The hardy Hedychiums come from mountainous areas of south east Asia and are related to the tropical ginger plant. Use you finger nail to scrape some of the flesh from the stump of one of these and - on a good day - the smell of ginger is unmistakable. They're lush and leafy with exotic flowers, die down in winter, reappear quite late (June) but flower rewardingly late too (August, September and even October). Some of them have fragrant flowers - see below.
To do their thing they need the right conditions : deep rich soil in sun (to flower) and in cold gardens worth mulching in winter to protect the crown. Use of Tomorite (a tomato food) might be worth trying. Lots of phosphate but little nitrogen encourages plants to flower. Tomato plants that don't flower are a fat lot of good and some might argue the same about Hedychiums.

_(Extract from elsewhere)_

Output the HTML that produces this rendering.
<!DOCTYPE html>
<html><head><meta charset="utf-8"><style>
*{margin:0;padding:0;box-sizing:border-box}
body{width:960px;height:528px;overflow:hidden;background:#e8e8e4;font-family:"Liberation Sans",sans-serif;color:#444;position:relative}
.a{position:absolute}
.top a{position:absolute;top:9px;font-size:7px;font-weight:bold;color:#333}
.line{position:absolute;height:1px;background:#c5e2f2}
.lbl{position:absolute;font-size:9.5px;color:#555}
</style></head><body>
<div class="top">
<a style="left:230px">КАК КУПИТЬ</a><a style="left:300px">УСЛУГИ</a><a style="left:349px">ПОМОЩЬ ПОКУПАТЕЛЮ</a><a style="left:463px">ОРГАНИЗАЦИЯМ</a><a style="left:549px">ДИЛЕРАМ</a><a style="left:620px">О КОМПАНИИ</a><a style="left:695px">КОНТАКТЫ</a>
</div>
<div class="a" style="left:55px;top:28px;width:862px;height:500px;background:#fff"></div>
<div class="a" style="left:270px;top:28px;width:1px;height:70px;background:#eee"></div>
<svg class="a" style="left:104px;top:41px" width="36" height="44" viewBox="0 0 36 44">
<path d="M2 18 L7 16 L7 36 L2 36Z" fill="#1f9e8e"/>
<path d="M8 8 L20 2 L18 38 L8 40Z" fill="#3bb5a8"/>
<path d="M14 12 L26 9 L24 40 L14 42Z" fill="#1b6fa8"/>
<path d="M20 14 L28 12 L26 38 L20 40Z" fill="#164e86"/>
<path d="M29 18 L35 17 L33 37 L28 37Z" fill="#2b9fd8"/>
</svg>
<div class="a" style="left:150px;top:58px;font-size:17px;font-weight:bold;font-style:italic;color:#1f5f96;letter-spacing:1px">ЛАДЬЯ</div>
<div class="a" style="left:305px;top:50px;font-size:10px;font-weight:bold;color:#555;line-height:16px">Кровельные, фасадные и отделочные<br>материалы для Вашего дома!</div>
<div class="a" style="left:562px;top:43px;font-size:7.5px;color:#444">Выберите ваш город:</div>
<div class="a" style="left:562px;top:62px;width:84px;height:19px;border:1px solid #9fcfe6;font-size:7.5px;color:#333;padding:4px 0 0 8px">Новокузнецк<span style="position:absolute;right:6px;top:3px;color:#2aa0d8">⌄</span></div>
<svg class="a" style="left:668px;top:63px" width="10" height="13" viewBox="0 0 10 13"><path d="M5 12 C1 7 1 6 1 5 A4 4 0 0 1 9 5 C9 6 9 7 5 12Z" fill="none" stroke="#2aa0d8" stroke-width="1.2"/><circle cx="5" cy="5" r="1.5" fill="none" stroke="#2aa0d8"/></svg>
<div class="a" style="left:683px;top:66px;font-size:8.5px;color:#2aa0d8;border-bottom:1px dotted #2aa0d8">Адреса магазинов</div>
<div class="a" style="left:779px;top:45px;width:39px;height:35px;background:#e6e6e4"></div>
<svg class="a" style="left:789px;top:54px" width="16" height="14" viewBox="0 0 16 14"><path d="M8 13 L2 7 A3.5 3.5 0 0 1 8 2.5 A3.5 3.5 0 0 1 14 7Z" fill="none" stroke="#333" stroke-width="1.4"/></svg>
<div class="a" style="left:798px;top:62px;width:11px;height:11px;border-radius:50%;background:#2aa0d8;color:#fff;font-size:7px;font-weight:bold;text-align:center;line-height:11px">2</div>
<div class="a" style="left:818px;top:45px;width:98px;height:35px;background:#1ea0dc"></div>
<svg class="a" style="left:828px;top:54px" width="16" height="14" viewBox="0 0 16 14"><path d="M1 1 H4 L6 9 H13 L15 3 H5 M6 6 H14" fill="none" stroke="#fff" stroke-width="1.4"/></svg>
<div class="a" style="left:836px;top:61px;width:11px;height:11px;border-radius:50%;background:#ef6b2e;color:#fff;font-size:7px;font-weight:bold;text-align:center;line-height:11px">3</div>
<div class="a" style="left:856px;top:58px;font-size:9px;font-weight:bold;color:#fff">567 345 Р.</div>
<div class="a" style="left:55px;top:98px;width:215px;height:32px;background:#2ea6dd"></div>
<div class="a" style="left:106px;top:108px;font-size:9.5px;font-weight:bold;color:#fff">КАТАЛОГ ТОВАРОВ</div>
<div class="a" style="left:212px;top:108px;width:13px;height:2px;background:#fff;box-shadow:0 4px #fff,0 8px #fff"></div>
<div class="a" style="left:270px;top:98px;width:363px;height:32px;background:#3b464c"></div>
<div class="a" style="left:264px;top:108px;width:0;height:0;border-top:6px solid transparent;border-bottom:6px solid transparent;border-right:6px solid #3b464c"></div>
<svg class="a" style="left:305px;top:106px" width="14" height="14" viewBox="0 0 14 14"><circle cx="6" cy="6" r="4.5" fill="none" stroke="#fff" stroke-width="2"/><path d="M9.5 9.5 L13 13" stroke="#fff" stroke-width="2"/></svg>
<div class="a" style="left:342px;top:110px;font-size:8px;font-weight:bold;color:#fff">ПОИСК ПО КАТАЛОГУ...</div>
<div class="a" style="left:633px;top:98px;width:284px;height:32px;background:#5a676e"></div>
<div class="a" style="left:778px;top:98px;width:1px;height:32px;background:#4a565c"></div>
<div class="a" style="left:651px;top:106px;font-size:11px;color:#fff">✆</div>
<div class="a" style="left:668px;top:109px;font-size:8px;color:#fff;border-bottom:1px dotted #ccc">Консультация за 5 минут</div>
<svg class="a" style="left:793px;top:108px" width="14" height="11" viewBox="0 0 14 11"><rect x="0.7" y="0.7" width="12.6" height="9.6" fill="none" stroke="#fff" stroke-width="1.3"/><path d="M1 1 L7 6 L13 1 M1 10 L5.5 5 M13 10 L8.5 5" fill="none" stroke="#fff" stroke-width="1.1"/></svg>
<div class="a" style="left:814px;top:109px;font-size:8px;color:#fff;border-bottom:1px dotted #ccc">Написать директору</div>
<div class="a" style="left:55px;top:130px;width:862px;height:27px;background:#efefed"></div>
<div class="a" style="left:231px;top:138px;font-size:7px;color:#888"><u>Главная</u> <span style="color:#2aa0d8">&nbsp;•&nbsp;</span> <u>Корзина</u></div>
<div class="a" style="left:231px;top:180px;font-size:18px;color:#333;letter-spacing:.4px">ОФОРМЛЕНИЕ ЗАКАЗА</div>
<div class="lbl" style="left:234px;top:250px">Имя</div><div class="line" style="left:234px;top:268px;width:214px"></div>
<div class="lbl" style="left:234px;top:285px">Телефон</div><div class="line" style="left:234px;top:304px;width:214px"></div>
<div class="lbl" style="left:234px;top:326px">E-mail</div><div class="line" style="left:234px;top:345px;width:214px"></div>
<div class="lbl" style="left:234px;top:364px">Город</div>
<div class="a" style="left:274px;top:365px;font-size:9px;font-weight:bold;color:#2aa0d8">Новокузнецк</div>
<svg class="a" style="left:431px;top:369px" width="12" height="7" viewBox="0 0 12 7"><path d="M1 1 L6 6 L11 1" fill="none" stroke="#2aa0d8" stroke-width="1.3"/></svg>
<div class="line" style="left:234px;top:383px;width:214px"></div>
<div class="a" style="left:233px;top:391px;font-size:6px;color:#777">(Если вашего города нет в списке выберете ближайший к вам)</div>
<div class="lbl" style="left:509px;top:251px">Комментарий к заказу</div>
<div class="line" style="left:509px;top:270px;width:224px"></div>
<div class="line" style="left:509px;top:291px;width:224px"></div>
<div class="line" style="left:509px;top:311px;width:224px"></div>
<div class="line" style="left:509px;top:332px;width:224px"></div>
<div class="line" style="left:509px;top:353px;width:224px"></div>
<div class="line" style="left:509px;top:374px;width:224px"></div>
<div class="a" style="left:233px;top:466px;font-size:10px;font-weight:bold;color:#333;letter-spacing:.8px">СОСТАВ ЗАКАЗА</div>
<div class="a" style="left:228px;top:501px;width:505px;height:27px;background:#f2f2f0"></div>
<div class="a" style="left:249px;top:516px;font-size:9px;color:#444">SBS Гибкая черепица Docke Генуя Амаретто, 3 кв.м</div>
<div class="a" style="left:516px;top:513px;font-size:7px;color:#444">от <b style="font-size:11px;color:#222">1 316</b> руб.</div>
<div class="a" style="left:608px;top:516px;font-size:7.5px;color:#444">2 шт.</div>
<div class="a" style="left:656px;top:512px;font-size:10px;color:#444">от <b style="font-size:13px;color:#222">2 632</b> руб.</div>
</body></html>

Growing in a pot works pretty well - especially in very cold gardens. Keep frost free in the winter and they'll remain evergreen. Wakehurst Place in Sussex is a great place to see them growing outside. Many of the species and forms they have growing there were introduced by Tony Schilling, Curator of the gardens in the 1980s and 90s from expeditions by him to Asia. The forms 'Steven' and 'Tara' are named after his son and his daughter.

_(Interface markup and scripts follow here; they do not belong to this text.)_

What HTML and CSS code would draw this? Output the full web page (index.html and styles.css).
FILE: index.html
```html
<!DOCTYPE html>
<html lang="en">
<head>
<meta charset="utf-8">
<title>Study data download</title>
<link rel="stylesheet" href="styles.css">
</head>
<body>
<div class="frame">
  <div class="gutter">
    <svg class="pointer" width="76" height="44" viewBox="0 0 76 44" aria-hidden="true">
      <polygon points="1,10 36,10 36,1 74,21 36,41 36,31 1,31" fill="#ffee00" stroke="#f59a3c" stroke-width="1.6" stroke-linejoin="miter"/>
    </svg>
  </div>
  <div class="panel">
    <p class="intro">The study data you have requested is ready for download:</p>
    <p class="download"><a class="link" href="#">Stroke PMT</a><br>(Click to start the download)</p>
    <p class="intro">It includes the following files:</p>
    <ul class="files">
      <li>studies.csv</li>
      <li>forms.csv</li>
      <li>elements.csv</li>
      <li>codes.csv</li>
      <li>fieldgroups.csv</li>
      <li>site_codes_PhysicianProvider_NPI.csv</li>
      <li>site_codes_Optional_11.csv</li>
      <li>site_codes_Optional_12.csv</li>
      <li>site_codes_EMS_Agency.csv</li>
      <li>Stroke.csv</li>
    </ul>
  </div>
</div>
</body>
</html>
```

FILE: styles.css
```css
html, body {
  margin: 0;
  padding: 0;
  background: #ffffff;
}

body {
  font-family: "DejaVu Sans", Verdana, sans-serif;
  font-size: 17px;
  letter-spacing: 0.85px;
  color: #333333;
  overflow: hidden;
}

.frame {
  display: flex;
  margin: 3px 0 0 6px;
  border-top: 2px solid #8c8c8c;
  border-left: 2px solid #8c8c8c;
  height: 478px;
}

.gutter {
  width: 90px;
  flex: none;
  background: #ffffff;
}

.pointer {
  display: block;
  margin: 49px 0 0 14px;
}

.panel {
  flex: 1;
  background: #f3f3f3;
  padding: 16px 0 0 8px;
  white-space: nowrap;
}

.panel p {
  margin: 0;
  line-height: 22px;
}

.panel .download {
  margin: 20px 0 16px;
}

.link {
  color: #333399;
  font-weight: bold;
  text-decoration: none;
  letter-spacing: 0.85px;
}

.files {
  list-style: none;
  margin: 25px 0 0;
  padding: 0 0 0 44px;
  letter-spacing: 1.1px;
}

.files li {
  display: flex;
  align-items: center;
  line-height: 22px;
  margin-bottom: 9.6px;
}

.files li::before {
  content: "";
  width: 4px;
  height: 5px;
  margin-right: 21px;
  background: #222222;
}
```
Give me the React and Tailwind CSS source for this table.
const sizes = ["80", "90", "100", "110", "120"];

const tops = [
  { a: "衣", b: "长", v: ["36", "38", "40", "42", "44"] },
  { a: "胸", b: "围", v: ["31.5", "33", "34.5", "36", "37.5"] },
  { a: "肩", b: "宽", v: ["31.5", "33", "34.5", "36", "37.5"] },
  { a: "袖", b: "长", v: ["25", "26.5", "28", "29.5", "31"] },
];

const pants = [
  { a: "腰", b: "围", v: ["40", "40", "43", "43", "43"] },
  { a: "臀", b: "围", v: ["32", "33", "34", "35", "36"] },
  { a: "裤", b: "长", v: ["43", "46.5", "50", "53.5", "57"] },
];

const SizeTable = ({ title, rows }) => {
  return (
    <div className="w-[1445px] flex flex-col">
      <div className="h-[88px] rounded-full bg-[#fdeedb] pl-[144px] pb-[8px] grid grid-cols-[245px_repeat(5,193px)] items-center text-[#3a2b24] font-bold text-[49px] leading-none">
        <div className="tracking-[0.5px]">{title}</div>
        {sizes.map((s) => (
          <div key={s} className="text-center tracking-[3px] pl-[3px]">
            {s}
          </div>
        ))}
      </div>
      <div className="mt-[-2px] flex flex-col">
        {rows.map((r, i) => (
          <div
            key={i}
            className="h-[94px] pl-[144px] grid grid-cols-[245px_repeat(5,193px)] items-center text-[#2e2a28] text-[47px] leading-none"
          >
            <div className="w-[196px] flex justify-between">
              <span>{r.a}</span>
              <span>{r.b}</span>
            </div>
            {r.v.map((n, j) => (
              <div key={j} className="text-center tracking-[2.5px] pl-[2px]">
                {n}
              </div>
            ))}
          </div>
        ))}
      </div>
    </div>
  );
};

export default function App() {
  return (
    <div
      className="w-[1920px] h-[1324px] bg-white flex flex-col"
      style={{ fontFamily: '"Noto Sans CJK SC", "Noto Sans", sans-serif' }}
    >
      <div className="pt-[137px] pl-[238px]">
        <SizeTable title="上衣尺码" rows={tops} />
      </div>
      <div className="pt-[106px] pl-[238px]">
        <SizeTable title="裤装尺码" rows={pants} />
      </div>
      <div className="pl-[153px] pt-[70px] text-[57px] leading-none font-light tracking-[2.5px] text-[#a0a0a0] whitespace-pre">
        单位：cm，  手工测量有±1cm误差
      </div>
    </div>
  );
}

We do three different species :
Hedychium coccineum 'Tara' : The perfect compromise between frost hardiness and exoticness. Strong orange flowers with a nice fragrance. 3 to 4ft.
Hedychium garderianium (this one) : The least hardy one we do but with such a wonderfully powerful smell, we couldn't not do it. For a conservatory in the winter or a mild garden. 3 to 4ft. There are two photos of this plant by a road. This is in North Island, New Zealand where the benign climate has allowed it to get out of control. Not something that'll happen in our climate!
Hedychium forrestii : The toughest and most vigorous of the lot with white flowers but no obvious fragrance. To 6ft.
All propagated by us either by division or micropropagation.
IF IT HAS A RED TRAFFIC LIGHT
Hardy in Atlantic Seaboard gardens, The Channel Islands, gardens in Central London (and other large cities) and conservatories.
This is only meant as a guide; there are some plants with red labels that would only survive in extremely favoured spots such as The Isles of Scilly or coastal south-west Ireland.
We're always on hand to give advice about plants and their frost hardiness.
Please remember that these coloured labels are only a rough guide.
General Point about Plant Hardiness: The commonly held belief that it's better to 'plant small' is perfectly true with herbaceous plants, but not necessarily true with woody plants. They need some 'wood' on them to survive severe cold - so plants of marginal hardiness in very cold areas should really be planted LARGER, rather than smaller, wherever possible.